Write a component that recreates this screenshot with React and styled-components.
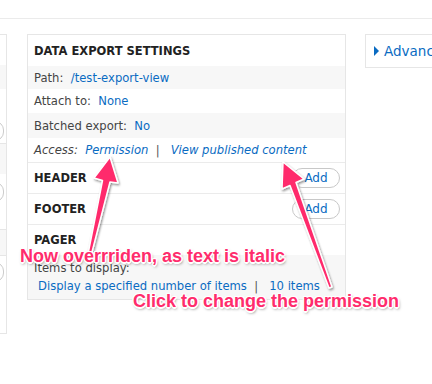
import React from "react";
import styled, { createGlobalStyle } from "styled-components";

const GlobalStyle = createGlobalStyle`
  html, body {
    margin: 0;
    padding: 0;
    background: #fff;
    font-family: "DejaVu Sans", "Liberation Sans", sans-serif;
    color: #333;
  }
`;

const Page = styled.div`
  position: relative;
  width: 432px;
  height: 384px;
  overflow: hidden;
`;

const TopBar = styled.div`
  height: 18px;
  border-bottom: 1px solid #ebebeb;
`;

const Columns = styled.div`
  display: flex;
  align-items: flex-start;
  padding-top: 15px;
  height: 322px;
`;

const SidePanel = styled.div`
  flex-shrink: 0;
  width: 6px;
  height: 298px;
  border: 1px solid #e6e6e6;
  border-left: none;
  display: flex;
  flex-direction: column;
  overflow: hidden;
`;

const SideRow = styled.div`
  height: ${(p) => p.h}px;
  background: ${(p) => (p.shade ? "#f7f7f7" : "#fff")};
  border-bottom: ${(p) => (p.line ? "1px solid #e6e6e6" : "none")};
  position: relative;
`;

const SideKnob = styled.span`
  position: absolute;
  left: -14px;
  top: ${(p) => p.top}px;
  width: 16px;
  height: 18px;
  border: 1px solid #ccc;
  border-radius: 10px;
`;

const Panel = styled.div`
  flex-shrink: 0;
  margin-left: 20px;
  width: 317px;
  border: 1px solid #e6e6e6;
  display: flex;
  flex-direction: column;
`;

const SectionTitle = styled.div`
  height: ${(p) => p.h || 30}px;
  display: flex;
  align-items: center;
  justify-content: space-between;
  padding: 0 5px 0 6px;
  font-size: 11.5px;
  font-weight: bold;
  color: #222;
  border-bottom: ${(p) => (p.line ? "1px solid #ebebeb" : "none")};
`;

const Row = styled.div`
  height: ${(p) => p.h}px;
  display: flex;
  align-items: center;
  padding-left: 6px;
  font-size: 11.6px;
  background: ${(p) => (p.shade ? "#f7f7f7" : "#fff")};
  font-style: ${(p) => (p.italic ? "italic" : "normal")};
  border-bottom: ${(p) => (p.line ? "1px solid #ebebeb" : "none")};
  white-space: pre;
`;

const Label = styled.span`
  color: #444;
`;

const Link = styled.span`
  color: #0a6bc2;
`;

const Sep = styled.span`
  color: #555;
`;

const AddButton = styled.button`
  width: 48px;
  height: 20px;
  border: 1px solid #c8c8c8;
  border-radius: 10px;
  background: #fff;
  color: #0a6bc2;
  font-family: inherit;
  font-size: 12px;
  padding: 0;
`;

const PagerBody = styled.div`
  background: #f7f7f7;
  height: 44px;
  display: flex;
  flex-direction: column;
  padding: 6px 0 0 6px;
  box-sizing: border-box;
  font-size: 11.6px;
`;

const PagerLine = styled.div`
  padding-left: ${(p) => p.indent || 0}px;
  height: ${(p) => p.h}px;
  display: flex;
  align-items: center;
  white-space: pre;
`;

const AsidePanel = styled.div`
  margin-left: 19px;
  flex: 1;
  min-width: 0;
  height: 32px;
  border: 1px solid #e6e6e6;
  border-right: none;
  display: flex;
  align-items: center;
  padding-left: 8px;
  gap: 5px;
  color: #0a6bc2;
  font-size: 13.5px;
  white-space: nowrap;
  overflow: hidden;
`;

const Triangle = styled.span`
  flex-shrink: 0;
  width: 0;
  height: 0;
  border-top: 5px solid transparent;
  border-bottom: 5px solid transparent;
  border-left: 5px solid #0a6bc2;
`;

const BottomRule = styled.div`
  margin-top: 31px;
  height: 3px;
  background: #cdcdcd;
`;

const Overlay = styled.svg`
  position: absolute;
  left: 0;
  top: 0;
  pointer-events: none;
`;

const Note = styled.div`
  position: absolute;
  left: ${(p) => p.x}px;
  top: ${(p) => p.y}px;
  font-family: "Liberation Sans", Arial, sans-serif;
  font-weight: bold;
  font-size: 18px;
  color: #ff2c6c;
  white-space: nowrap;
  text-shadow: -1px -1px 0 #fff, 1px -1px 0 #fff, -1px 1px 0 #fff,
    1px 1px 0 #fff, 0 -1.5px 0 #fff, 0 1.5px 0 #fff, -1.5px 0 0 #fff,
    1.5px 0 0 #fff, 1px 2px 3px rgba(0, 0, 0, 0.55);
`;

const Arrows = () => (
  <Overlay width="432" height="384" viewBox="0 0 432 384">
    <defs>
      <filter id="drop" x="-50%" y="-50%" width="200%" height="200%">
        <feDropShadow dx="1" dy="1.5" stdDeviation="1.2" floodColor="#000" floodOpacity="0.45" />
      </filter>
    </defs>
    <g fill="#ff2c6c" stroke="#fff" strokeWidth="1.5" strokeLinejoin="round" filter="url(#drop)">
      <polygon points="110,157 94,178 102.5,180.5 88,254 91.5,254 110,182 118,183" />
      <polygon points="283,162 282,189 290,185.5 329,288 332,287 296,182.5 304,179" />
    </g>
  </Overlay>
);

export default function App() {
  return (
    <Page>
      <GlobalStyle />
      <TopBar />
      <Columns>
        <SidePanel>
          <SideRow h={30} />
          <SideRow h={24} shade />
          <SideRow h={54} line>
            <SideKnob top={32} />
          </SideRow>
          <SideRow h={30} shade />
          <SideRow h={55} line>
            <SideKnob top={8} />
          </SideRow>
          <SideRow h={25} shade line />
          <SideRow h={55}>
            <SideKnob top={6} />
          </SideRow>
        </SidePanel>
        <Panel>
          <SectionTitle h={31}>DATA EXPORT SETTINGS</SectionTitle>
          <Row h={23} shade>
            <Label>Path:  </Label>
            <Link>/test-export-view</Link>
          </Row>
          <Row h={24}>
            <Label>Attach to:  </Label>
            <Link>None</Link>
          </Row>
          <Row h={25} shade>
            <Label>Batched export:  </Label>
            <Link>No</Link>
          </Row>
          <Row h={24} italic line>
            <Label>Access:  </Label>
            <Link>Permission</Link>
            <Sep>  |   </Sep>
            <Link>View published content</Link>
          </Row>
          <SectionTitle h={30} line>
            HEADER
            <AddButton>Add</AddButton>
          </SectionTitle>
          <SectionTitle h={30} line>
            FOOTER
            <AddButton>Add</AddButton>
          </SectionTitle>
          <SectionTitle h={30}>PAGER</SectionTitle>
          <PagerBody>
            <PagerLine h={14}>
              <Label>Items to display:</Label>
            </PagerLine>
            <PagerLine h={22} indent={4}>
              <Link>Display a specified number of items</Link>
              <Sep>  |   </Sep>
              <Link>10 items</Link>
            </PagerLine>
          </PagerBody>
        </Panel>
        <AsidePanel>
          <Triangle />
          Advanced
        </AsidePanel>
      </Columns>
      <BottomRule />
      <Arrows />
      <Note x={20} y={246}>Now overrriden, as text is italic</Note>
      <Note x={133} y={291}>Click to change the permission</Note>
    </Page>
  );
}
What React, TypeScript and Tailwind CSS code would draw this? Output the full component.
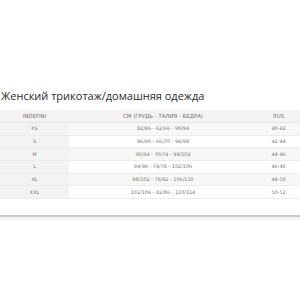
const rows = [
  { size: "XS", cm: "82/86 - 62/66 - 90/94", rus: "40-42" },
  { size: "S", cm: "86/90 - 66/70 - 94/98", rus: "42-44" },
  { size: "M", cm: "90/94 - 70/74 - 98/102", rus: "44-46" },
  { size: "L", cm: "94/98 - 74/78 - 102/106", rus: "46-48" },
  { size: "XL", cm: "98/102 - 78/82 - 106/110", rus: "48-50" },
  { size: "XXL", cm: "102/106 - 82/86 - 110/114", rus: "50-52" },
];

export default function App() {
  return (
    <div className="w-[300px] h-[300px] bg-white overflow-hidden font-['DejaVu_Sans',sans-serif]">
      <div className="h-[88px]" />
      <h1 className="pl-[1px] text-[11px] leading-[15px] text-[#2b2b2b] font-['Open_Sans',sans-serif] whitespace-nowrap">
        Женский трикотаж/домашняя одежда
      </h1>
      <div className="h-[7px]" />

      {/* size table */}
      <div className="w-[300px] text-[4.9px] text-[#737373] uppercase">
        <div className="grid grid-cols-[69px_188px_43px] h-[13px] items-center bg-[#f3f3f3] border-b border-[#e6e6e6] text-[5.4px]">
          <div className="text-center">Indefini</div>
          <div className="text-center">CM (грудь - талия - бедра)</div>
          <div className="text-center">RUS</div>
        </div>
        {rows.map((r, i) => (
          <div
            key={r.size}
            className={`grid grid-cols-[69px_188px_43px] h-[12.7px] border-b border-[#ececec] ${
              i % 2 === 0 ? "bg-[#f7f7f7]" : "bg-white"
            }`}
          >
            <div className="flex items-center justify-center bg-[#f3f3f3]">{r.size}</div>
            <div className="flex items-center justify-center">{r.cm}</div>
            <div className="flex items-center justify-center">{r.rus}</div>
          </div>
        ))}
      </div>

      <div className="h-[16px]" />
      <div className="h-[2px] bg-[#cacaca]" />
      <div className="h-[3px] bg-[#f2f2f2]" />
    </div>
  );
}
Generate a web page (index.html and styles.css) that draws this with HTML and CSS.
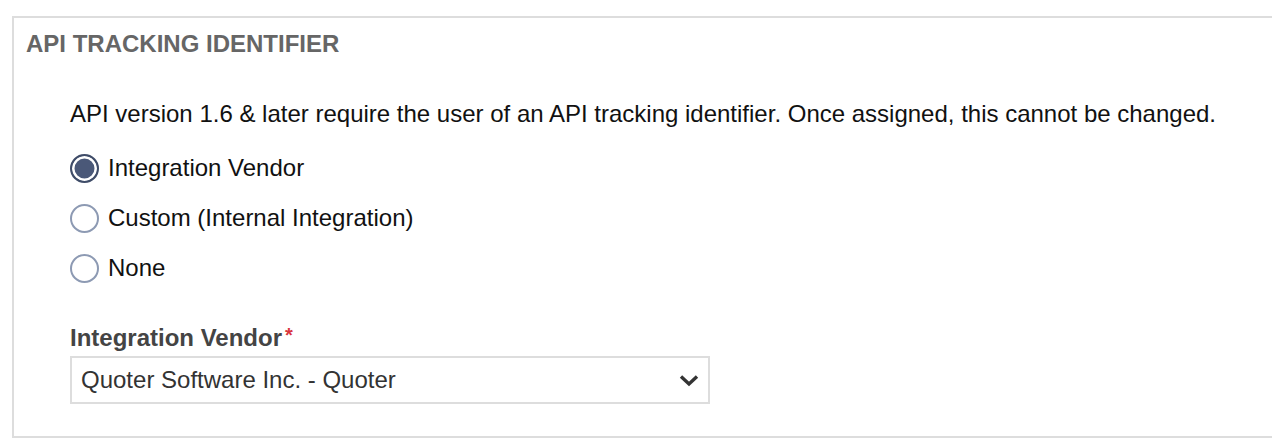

Exercise brief:
Look through the data above. Find each line with the string "React" and copy it.

Solution:
Write a component that recreates this screenshot with React and styled-components.
import React from "react";
What React, TypeScript and Tailwind CSS code would draw this? Output the full component.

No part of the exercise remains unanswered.